I like your retirement plan RBD and am doing my best to get those multiple income streams up and running as well.
Well, I don’t know his entire situation. He may be fully diversified and ready to weather any storm. But his date accelerated thanks to the market. Perhaps he could start easing off the stocks soon. This guy, however, is not a sophisticated investor by any means. He’d make a good stock market ‘victim’ you’d see on 60 minutes piece about the bad economy!
If someone wants to dollar cost average for 20 years, I have no quibble with that. As long as you don’t NEED to withdraw the money, you’re probably fine. Just remember that when you retire you will not be able to dollar cost average, so it loses its effect the closer you get to living off a fixed income.
Regarding the current market … I don’t think you can rationally look at the market peaks in 2000 and 2007 as bubbles (which they were, obviously so in hindsight) and look at 2017 as “normal.” If I had a friend close to retirement who was heavy in stocks, I would just ask him what he would tell someone in 1999 …
The timing thing is overblown in my opinion. You don’t need to call the top or bottom exactly, you simply need to recognize risk / reward. Getting close is ok. If you need to capture the final 20% of a bubble, you probably have too much risk and don’t know it. People aren’t talking about this very much right now, but early 1999 (still 25% from the tech bubble top) to early 2012 (13 years), the S&P 500 went from 1200 to … 1200. That’s a long time and a lot of volatility. Again, no biggie if your time horizon is indefinite. But if you need to make regular withdrawals post-bubble, you’re out of luck.
Thanks for adding those S&P 500 numbers. I thought of looking that up but was too lazy 🙂
Thise of us who are younger can have a greater tolerance for wild swings. As I age, I’m more cognizant that the stock market could do a number in my ability to retire in the event of an untimely downturn. Or even to pay for college if I don’t become more conservative as my kids approach age 18.

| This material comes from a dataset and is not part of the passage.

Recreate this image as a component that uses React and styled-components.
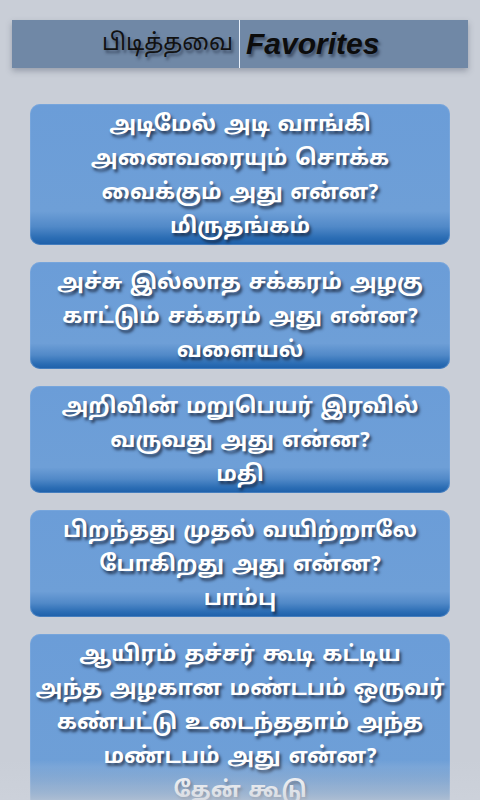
import React from "react";
import styled, { createGlobalStyle } from "styled-components";

const riddles = [
  {
    q: ["அடிமேல் அடி வாங்கி", "அனைவரையும் சொக்க", "வைக்கும் அது என்ன?"],
    a: "மிருதங்கம்",
  },
  {
    q: ["அச்சு இல்லாத சக்கரம் அழகு", "காட்டும் சக்கரம் அது என்ன?"],
    a: "வளையல்",
  },
  {
    q: ["அறிவின் மறுபெயர் இரவில்", "வருவது அது என்ன?"],
    a: "மதி",
  },
  {
    q: ["பிறந்தது முதல் வயிற்றாலே", "போகிறது அது என்ன?"],
    a: "பாம்பு",
  },
  {
    q: [
      "ஆயிரம் தச்சர் கூடி கட்டிய",
      "அந்த அழகான மண்டபம் ஒருவர்",
      "கண்பட்டு உடைந்ததாம் அந்த",
      "மண்டபம் அது என்ன?",
    ],
    a: "தேன் கூடு",
  },
];

const GlobalStyle = createGlobalStyle`
  html, body {
    margin: 0;
    padding: 0;
    background: #c9ced7;
    overflow: hidden;
  }
  body {
    font-family: "Noto Sans Tamil", "Lohit Tamil", "Noto Sans", "DejaVu Sans", sans-serif;
  }
`;

const Page = styled.div`
  position: relative;
  height: 800px;
  overflow: hidden;
  background: #c9ced7;
  display: flex;
  flex-direction: column;
`;

const HeaderWrap = styled.div`
  padding: 20px 12px 0;
`;

const HeaderBar = styled.div`
  height: 48px;
  background: #7088a6;
  display: grid;
  grid-template-columns: 227px 1px 1fr;
  align-items: center;
  box-shadow: 0 3px 6px rgba(60, 70, 90, 0.35);
`;

const HeaderTamil = styled.span`
  justify-self: end;
  padding-right: 6px;
  font-size: 23px;
  color: #111;
  text-shadow: 2px 3px 3px rgba(30, 40, 60, 0.6);
`;

const Divider = styled.div`
  align-self: stretch;
  background: #e8f0fb;
`;

const HeaderLatin = styled.span`
  padding-left: 6px;
  font-family: "Liberation Sans", Arial, sans-serif;
  font-weight: bold;
  font-style: italic;
  font-size: 30px;
  color: #0c0c0c;
  text-shadow: 2px 3px 3px rgba(30, 40, 60, 0.6);
`;

const List = styled.div`
  display: flex;
  flex-direction: column;
  gap: 17px;
  padding: 36px 30px 0;
`;

const Card = styled.div`
  border-radius: 10px;
  padding: 5px 2px 0;
  background: linear-gradient(
    to bottom,
    #6b9dd8 0%,
    #6e9fd7 76%,
    #5189c8 87%,
    #2b6db4 95%,
    #1d5fa9 100%
  );
  box-shadow: inset 0 0 0 1px rgba(140, 180, 230, 0.35);
  text-align: center;
`;

const Line = styled.div`
  font-size: 22px;
  font-weight: bold;
  line-height: 34px;
  word-spacing: 2px;
  color: #ffffff;
  text-shadow: 2px 3px 3px rgba(20, 30, 50, 0.75);
  white-space: nowrap;
`;

const Fade = styled.div`
  position: absolute;
  left: 0;
  right: 0;
  bottom: 0;
  height: 40px;
  background: linear-gradient(
    to bottom,
    rgba(205, 210, 219, 0),
    rgba(205, 210, 219, 0.8) 100%
  );
  pointer-events: none;
`;

export default function App() {
  return (
    <Page>
      <GlobalStyle />
      <HeaderWrap>
        <HeaderBar>
          <HeaderTamil>பிடித்தவை</HeaderTamil>
          <Divider />
          <HeaderLatin>Favorites</HeaderLatin>
        </HeaderBar>
      </HeaderWrap>
      <List>
        {riddles.map((r, i) => (
          <Card key={i}>
            {r.q.map((l, j) => (
              <Line key={j}>{l}</Line>
            ))}
            <Line>{r.a}</Line>
          </Card>
        ))}
      </List>
      <Fade />
    </Page>
  );
}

Great & valid story here. Multiple streams of income/different sources diversifies shakes in any sort of market – and investing simply for appreciation is a tough pill to swallow to hope on. I wonder how long Bob invested for and/or if he ever pulled out of the market. Wonder if he used a dividend producing fund of some sort, as well. I hope that in 9 months you don’t seem him in the lobby…
Thanks for sharing RBD.
He should talk to a good financial advisor. The stock market is going to crash at some point and the worse case scenario is right after you retire. Hopefully, your coworker can get some help planning his retirement finance. He might need to keep working a little while longer.
Good food for thought post. Why doesn’t he just diversify away from stocks and lower his risk? That’s what I’ve been doing for the past year and it feels great!

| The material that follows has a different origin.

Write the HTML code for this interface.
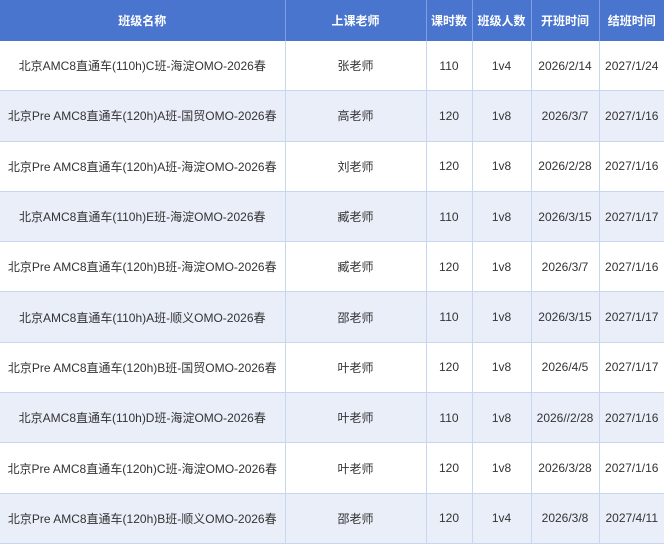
<!DOCTYPE html>
<html><head><meta charset="utf-8"><style>
body{margin:0;width:664px;height:546px;background:#fff;overflow:hidden;font-family:"Liberation Sans","Noto Sans CJK SC",sans-serif;}
table{border-collapse:collapse;table-layout:fixed;width:664px;}
th{background:#4a75cf;color:#fff;font-weight:bold;font-size:12px;height:41px;padding:0;border-right:1px solid #7f9fe0;}
td{height:49.3px;padding:0;text-align:center;font-size:12px;color:#333;border-right:1px solid #c9d6ef;border-bottom:1px solid #c9d6ef;background:#fff;}
tr:nth-child(odd) td{background:#e9eef9;}
th:last-child,td:last-child{border-right:none;}
</style></head><body>
<table>
<colgroup><col style="width:285px"><col style="width:141px"><col style="width:46px"><col style="width:59px"><col style="width:68px"><col style="width:65px"></colgroup>
<tr><th>班级名称</th><th>上课老师</th><th>课时数</th><th>班级人数</th><th>开班时间</th><th>结班时间</th></tr>
<tr><td>北京AMC8直通车(110h)C班-海淀OMO-2026春</td><td>张老师</td><td>110</td><td>1v4</td><td>2026/2/14</td><td>2027/1/24</td></tr>
<tr><td>北京Pre AMC8直通车(120h)A班-国贸OMO-2026春</td><td>高老师</td><td>120</td><td>1v8</td><td>2026/3/7</td><td>2027/1/16</td></tr>
<tr><td>北京Pre AMC8直通车(120h)A班-海淀OMO-2026春</td><td>刘老师</td><td>120</td><td>1v8</td><td>2026/2/28</td><td>2027/1/16</td></tr>
<tr><td>北京AMC8直通车(110h)E班-海淀OMO-2026春</td><td>臧老师</td><td>110</td><td>1v8</td><td>2026/3/15</td><td>2027/1/17</td></tr>
<tr><td>北京Pre AMC8直通车(120h)B班-海淀OMO-2026春</td><td>臧老师</td><td>120</td><td>1v8</td><td>2026/3/7</td><td>2027/1/16</td></tr>
<tr><td>北京AMC8直通车(110h)A班-顺义OMO-2026春</td><td>邵老师</td><td>110</td><td>1v8</td><td>2026/3/15</td><td>2027/1/17</td></tr>
<tr><td>北京Pre AMC8直通车(120h)B班-国贸OMO-2026春</td><td>叶老师</td><td>120</td><td>1v8</td><td>2026/4/5</td><td>2027/1/17</td></tr>
<tr><td>北京AMC8直通车(110h)D班-海淀OMO-2026春</td><td>叶老师</td><td>110</td><td>1v8</td><td>2026//2/28</td><td>2027/1/16</td></tr>
<tr><td>北京Pre AMC8直通车(120h)C班-海淀OMO-2026春</td><td>叶老师</td><td>120</td><td>1v8</td><td>2026/3/28</td><td>2027/1/16</td></tr>
<tr><td>北京Pre AMC8直通车(120h)B班-顺义OMO-2026春</td><td>邵老师</td><td>120</td><td>1v4</td><td>2026/3/8</td><td>2027/4/11</td></tr>
</table>
</body></html>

It’s important not to confuse brains with a bull market.
Maybe he should turn his ‘funny money’ into real assets as you like to say. He’s not a sophisticated investor. Far from it. He probably realizes his gains are due to the market, but he wants to retire badly. So it’s a combination of having enough, hoping it doesn’t go away, and really wanting to quit due to his health problems. Although he has told me he sometimes trades stocks.

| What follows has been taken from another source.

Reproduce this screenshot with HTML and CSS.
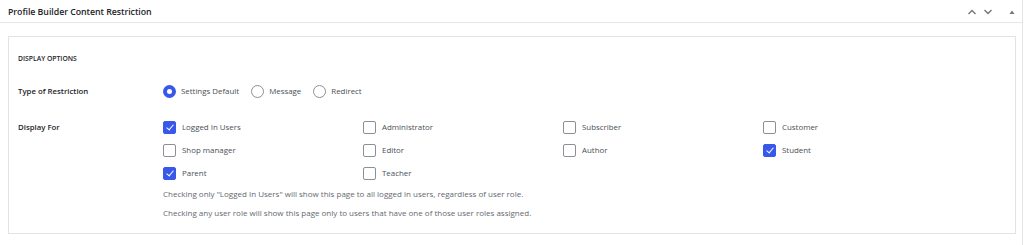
FILE: index.html
```html
<!DOCTYPE html>
<html>
<head>
<meta charset="utf-8">
<link rel="stylesheet" href="styles.css">
</head>
<body>
<div class="page">
  <div class="postbox">
    <div class="postbox-header">
      <h2 class="title">Profile Builder Content Restriction</h2>
      <div class="handles">
        <svg class="h-icon" width="10" height="8" viewBox="0 0 10 8"><path d="M1.5 6 L5 2.5 L8.5 6" fill="none" stroke="#72777c" stroke-width="1.4"/></svg>
        <svg class="h-icon" width="10" height="8" viewBox="0 0 10 8"><path d="M1.5 2 L5 5.5 L8.5 2" fill="none" stroke="#72777c" stroke-width="1.4"/></svg>
        <svg class="h-tri" width="8" height="8" viewBox="0 0 8 8"><path d="M1.5 6 L4 2.5 L6.5 6 Z" fill="#72777c"/></svg>
      </div>
    </div>
    <div class="inside">
      <div class="box">
        <h4 class="section-title">Display Options</h4>
        <div class="row row-type">
          <div class="label">Type of Restriction</div>
          <div class="radios">
            <label class="opt"><span class="radio checked"></span>Settings Default</label>
            <label class="opt"><span class="radio"></span>Message</label>
            <label class="opt"><span class="radio"></span>Redirect</label>
          </div>
        </div>
        <div class="row row-display">
          <div class="label">Display For</div>
          <div class="field">
            <div class="checks">
              <label class="opt"><span class="cb checked"></span>Logged In Users</label>
              <label class="opt"><span class="cb"></span>Administrator</label>
              <label class="opt"><span class="cb"></span>Subscriber</label>
              <label class="opt"><span class="cb"></span>Customer</label>
              <label class="opt"><span class="cb"></span>Shop manager</label>
              <label class="opt"><span class="cb"></span>Editor</label>
              <label class="opt"><span class="cb"></span>Author</label>
              <label class="opt"><span class="cb checked"></span>Student</label>
              <label class="opt"><span class="cb checked"></span>Parent</label>
              <label class="opt"><span class="cb"></span>Teacher</label>
            </div>
            <p class="desc">Checking only "Logged In Users" will show this page to all logged in users, regardless of user role.</p>
            <p class="desc">Checking any user role will show this page only to users that have one of those user roles assigned.</p>
          </div>
        </div>
      </div>
    </div>
  </div>
</div>
</body>
</html>
```

FILE: styles.css
```css
html, body {
  margin: 0;
  padding: 0;
  background: #fff;
}
body {
  font-family: "Open Sans", "Noto Sans", sans-serif;
  color: #1d2327;
  width: 1024px;
  height: 245px;
  overflow: hidden;
}
.page {
  width: 1022px;
  border-right: 1px solid #e2e4e7;
  height: 245px;
}
.postbox-header {
  height: 23px;
  border-bottom: 1px solid #e6e6e6;
  display: flex;
  align-items: center;
  justify-content: space-between;
  padding-left: 8px;
  padding-right: 6px;
  box-sizing: border-box;
}
.title {
  margin: 0;
  font-size: 8.8px;
  font-weight: 600;
  color: #1d2327;
  letter-spacing: -0.05px;
  padding-top: 1px;
}
.handles {
  display: flex;
  align-items: center;
  gap: 6px;
  padding-top: 2px;
}
.h-tri {
  margin-left: 9px;
}
.inside {
  padding: 13px 6px 10px 8px;
}
.box {
  border: 1px solid #e3e3e3;
  height: 198px;
  box-sizing: border-box;
  padding: 17px 9px 0 9px;
}
.section-title {
  margin: 0 0 21px 0;
  font-size: 6.8px;
  font-weight: 600;
  text-transform: uppercase;
  color: #1d2327;
  line-height: 10px;
}
.row {
  display: flex;
}
.label {
  width: 145px;
  font-size: 7.8px;
  font-weight: 600;
  color: #1d2327;
  line-height: 13px;
}
.row-display {
  margin-top: 23px;
}
.radios {
  display: flex;
  gap: 12px;
}
.opt {
  display: flex;
  align-items: center;
  font-size: 7.9px;
  color: #4a5056;
  line-height: 13px;
}
.radio {
  width: 11px;
  height: 11px;
  border: 1px solid #8c8f94;
  border-radius: 50%;
  margin-right: 5px;
  box-sizing: content-box;
  background: #fff;
}
.radio.checked {
  border: 4px solid #3858e9;
  width: 5px;
  height: 5px;
}
.field {
  display: flex;
  flex-direction: column;
}
.checks {
  display: grid;
  grid-template-columns: repeat(4, 200px);
  row-gap: 10px;
}
.cb {
  width: 11px;
  height: 11px;
  border: 1px solid #8c8f94;
  border-radius: 2px;
  margin-right: 6px;
  background: #fff;
  position: relative;
}
.cb.checked {
  background: #3858e9;
  border-color: #3858e9;
}
.cb.checked::after {
  content: "";
  position: absolute;
  left: 3.5px;
  top: 1px;
  width: 3px;
  height: 6px;
  border: solid #fff;
  border-width: 0 1px 1px 0;
  transform: rotate(40deg);
}
.desc {
  margin: 0;
  font-size: 8px;
  color: #646970;
  line-height: 13px;
}
.checks + .desc {
  margin-top: 7px;
}
.desc + .desc {
  margin-top: 6px;
}
```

I absolutely agree with this, if this gentleman hasn’t considered that the market could turn he is somewhat delusional with his thoughts of retirement. Either he needs to know that these stocks/bonds/etc can fund his lifestyle, or he needs to keep working. Honestly if it’s purely predicated on the figure in his portfolio and he believes that this is all he will need to finance himself for the next 30 years he should mitigate his risk and turn a large portion of it into fixed income assets like bonds to prevent himself from having that opportunity to experience another crash. It still amazes me what people are willing to put themselves through when they know that a crash is not an “if this happens” but rather “when the next one hits” type of event.